* BEGIN DATA SECTION *
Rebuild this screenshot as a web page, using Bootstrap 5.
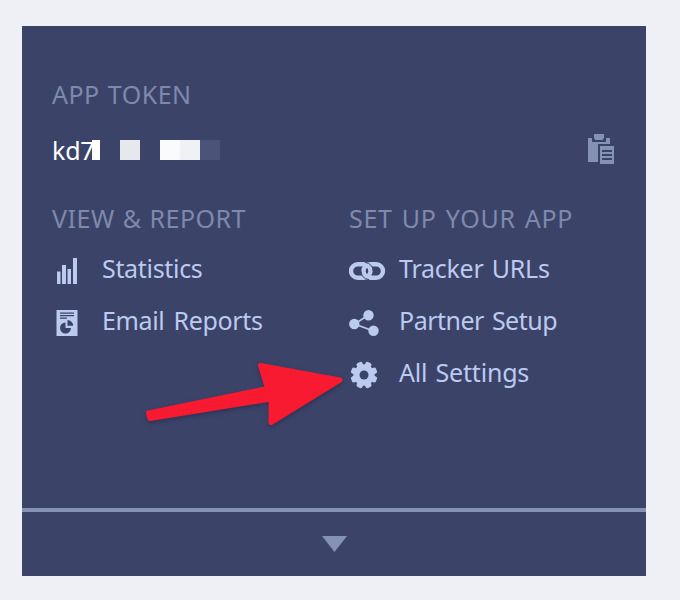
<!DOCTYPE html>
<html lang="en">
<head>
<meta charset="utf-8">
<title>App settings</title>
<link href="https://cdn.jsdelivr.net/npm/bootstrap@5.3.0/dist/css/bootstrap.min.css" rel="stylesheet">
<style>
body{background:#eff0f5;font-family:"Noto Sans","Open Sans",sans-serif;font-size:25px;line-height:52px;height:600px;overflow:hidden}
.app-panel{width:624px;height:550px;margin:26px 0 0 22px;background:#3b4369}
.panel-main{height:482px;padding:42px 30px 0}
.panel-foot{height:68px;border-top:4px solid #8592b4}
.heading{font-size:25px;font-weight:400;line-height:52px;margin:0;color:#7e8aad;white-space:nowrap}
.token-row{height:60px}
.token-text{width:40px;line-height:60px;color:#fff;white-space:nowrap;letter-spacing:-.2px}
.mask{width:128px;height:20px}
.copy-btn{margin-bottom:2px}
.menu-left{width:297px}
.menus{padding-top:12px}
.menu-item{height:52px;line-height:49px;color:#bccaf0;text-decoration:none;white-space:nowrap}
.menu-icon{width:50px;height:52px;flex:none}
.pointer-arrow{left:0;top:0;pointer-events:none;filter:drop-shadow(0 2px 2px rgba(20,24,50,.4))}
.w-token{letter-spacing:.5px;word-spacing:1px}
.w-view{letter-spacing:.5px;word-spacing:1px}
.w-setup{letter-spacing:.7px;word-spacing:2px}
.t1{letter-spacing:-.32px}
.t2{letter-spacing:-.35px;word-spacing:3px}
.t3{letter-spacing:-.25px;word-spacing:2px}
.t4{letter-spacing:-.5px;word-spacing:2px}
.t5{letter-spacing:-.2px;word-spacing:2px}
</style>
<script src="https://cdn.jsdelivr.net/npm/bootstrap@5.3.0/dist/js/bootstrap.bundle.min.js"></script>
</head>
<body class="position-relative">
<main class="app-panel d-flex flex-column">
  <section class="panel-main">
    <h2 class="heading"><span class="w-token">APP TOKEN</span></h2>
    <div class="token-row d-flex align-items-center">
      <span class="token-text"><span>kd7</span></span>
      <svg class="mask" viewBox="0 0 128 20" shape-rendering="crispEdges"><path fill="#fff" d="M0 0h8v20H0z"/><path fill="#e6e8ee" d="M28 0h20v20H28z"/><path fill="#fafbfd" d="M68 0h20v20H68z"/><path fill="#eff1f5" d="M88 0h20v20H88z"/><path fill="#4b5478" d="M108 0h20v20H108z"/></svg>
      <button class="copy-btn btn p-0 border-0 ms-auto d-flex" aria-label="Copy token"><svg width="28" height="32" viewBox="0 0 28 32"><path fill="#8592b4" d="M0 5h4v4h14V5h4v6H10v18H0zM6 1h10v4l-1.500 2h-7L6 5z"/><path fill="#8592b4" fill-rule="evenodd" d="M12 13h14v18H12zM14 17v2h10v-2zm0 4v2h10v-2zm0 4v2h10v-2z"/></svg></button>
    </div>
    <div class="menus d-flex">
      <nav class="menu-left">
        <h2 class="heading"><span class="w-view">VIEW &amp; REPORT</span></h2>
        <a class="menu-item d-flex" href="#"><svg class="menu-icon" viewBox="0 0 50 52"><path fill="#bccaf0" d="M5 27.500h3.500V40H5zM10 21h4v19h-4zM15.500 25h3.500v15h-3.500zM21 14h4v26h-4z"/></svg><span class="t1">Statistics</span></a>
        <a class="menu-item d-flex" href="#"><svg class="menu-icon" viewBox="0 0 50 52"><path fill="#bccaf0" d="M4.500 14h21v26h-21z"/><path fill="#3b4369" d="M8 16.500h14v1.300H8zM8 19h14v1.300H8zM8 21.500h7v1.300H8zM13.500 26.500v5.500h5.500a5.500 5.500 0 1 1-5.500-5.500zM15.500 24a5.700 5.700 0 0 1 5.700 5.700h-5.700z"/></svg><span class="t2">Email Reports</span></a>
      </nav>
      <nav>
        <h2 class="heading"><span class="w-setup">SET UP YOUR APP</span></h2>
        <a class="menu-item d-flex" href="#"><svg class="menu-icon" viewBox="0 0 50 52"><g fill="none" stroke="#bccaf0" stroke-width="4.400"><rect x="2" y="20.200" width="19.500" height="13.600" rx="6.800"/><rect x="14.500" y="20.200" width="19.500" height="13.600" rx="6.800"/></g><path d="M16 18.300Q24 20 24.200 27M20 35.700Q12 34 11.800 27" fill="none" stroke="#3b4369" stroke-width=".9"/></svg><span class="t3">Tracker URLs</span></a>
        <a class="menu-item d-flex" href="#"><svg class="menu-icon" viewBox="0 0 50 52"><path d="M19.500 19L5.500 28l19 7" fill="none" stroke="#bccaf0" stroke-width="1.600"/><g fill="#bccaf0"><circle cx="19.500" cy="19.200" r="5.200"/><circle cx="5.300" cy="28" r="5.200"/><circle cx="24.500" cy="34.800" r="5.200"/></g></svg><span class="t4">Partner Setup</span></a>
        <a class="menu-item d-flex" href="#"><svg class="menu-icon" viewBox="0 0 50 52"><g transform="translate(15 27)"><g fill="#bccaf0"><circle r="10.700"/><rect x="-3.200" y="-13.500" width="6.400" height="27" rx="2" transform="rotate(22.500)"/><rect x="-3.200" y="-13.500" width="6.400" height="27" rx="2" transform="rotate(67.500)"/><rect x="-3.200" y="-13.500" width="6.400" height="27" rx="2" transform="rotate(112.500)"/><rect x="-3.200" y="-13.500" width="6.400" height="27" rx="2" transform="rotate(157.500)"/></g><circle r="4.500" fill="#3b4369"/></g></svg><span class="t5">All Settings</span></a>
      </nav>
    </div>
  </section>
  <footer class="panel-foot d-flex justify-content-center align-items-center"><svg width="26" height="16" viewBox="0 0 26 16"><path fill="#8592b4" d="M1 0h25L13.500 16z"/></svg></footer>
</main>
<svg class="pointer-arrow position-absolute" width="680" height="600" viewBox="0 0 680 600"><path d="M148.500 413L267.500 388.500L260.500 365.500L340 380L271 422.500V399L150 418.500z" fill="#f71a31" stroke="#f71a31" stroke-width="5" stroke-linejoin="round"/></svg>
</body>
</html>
* END DATA SECTION *
[DIRECTION] Transcribe the listing in full. Omit the pictures and keep every line exact.

[REPLY]
Rebuild this screenshot as a web page, using Bootstrap 5.
<!DOCTYPE html>
<html lang="en">
<head>
<meta charset="utf-8">
<title>App settings</title>
<link href="https://cdn.jsdelivr.net/npm/bootstrap@5.3.0/dist/css/bootstrap.min.css" rel="stylesheet">
<style>
body{background:#eff0f5;font-family:"Noto Sans","Open Sans",sans-serif;font-size:25px;line-height:52px;height:600px;overflow:hidden}
.app-panel{width:624px;height:550px;margin:26px 0 0 22px;background:#3b4369}
.panel-main{height:482px;padding:42px 30px 0}
.panel-foot{height:68px;border-top:4px solid #8592b4}
.heading{font-size:25px;font-weight:400;line-height:52px;margin:0;color:#7e8aad;white-space:nowrap}
.token-row{height:60px}
.token-text{width:40px;line-height:60px;color:#fff;white-space:nowrap;letter-spacing:-.2px}
.mask{width:128px;height:20px}
.copy-btn{margin-bottom:2px}
.menu-left{width:297px}
.menus{padding-top:12px}
.menu-item{height:52px;line-height:49px;color:#bccaf0;text-decoration:none;white-space:nowrap}
.menu-icon{width:50px;height:52px;flex:none}
.pointer-arrow{left:0;top:0;pointer-events:none;filter:drop-shadow(0 2px 2px rgba(20,24,50,.4))}
.w-token{letter-spacing:.5px;word-spacing:1px}
.w-view{letter-spacing:.5px;word-spacing:1px}
.w-setup{letter-spacing:.7px;word-spacing:2px}
.t1{letter-spacing:-.32px}
.t2{letter-spacing:-.35px;word-spacing:3px}
.t3{letter-spacing:-.25px;word-spacing:2px}
.t4{letter-spacing:-.5px;word-spacing:2px}
.t5{letter-spacing:-.2px;word-spacing:2px}
</style>
<script src="https://cdn.jsdelivr.net/npm/bootstrap@5.3.0/dist/js/bootstrap.bundle.min.js"></script>
</head>
<body class="position-relative">
<main class="app-panel d-flex flex-column">
  <section class="panel-main">
    <h2 class="heading"><span class="w-token">APP TOKEN</span></h2>
    <div class="token-row d-flex align-items-center">
      <span class="token-text"><span>kd7</span></span>
      <svg class="mask" viewBox="0 0 128 20" shape-rendering="crispEdges"><path fill="#fff" d="M0 0h8v20H0z"/><path fill="#e6e8ee" d="M28 0h20v20H28z"/><path fill="#fafbfd" d="M68 0h20v20H68z"/><path fill="#eff1f5" d="M88 0h20v20H88z"/><path fill="#4b5478" d="M108 0h20v20H108z"/></svg>
      <button class="copy-btn btn p-0 border-0 ms-auto d-flex" aria-label="Copy token"><svg width="28" height="32" viewBox="0 0 28 32"><path fill="#8592b4" d="M0 5h4v4h14V5h4v6H10v18H0zM6 1h10v4l-1.500 2h-7L6 5z"/><path fill="#8592b4" fill-rule="evenodd" d="M12 13h14v18H12zM14 17v2h10v-2zm0 4v2h10v-2zm0 4v2h10v-2z"/></svg></button>
    </div>
    <div class="menus d-flex">
      <nav class="menu-left">
        <h2 class="heading"><span class="w-view">VIEW &amp; REPORT</span></h2>
        <a class="menu-item d-flex" href="#"><svg class="menu-icon" viewBox="0 0 50 52"><path fill="#bccaf0" d="M5 27.500h3.500V40H5zM10 21h4v19h-4zM15.500 25h3.500v15h-3.500zM21 14h4v26h-4z"/></svg><span class="t1">Statistics</span></a>
        <a class="menu-item d-flex" href="#"><svg class="menu-icon" viewBox="0 0 50 52"><path fill="#bccaf0" d="M4.500 14h21v26h-21z"/><path fill="#3b4369" d="M8 16.500h14v1.300H8zM8 19h14v1.300H8zM8 21.500h7v1.300H8zM13.500 26.500v5.500h5.500a5.500 5.500 0 1 1-5.500-5.500zM15.500 24a5.700 5.700 0 0 1 5.700 5.700h-5.700z"/></svg><span class="t2">Email Reports</span></a>
      </nav>
      <nav>
        <h2 class="heading"><span class="w-setup">SET UP YOUR APP</span></h2>
        <a class="menu-item d-flex" href="#"><svg class="menu-icon" viewBox="0 0 50 52"><g fill="none" stroke="#bccaf0" stroke-width="4.400"><rect x="2" y="20.200" width="19.500" height="13.600" rx="6.800"/><rect x="14.500" y="20.200" width="19.500" height="13.600" rx="6.800"/></g><path d="M16 18.300Q24 20 24.200 27M20 35.700Q12 34 11.800 27" fill="none" stroke="#3b4369" stroke-width=".9"/></svg><span class="t3">Tracker URLs</span></a>
        <a class="menu-item d-flex" href="#"><svg class="menu-icon" viewBox="0 0 50 52"><path d="M19.500 19L5.500 28l19 7" fill="none" stroke="#bccaf0" stroke-width="1.600"/><g fill="#bccaf0"><circle cx="19.500" cy="19.200" r="5.200"/><circle cx="5.300" cy="28" r="5.200"/><circle cx="24.500" cy="34.800" r="5.200"/></g></svg><span class="t4">Partner Setup</span></a>
        <a class="menu-item d-flex" href="#"><svg class="menu-icon" viewBox="0 0 50 52"><g transform="translate(15 27)"><g fill="#bccaf0"><circle r="10.700"/><rect x="-3.200" y="-13.500" width="6.400" height="27" rx="2" transform="rotate(22.500)"/><rect x="-3.200" y="-13.500" width="6.400" height="27" rx="2" transform="rotate(67.500)"/><rect x="-3.200" y="-13.500" width="6.400" height="27" rx="2" transform="rotate(112.500)"/><rect x="-3.200" y="-13.500" width="6.400" height="27" rx="2" transform="rotate(157.500)"/></g><circle r="4.500" fill="#3b4369"/></g></svg><span class="t5">All Settings</span></a>
      </nav>
    </div>
  </section>
  <footer class="panel-foot d-flex justify-content-center align-items-center"><svg width="26" height="16" viewBox="0 0 26 16"><path fill="#8592b4" d="M1 0h25L13.500 16z"/></svg></footer>
</main>
<svg class="pointer-arrow position-absolute" width="680" height="600" viewBox="0 0 680 600"><path d="M148.500 413L267.500 388.500L260.500 365.500L340 380L271 422.500V399L150 418.500z" fill="#f71a31" stroke="#f71a31" stroke-width="5" stroke-linejoin="round"/></svg>
</body>
</html>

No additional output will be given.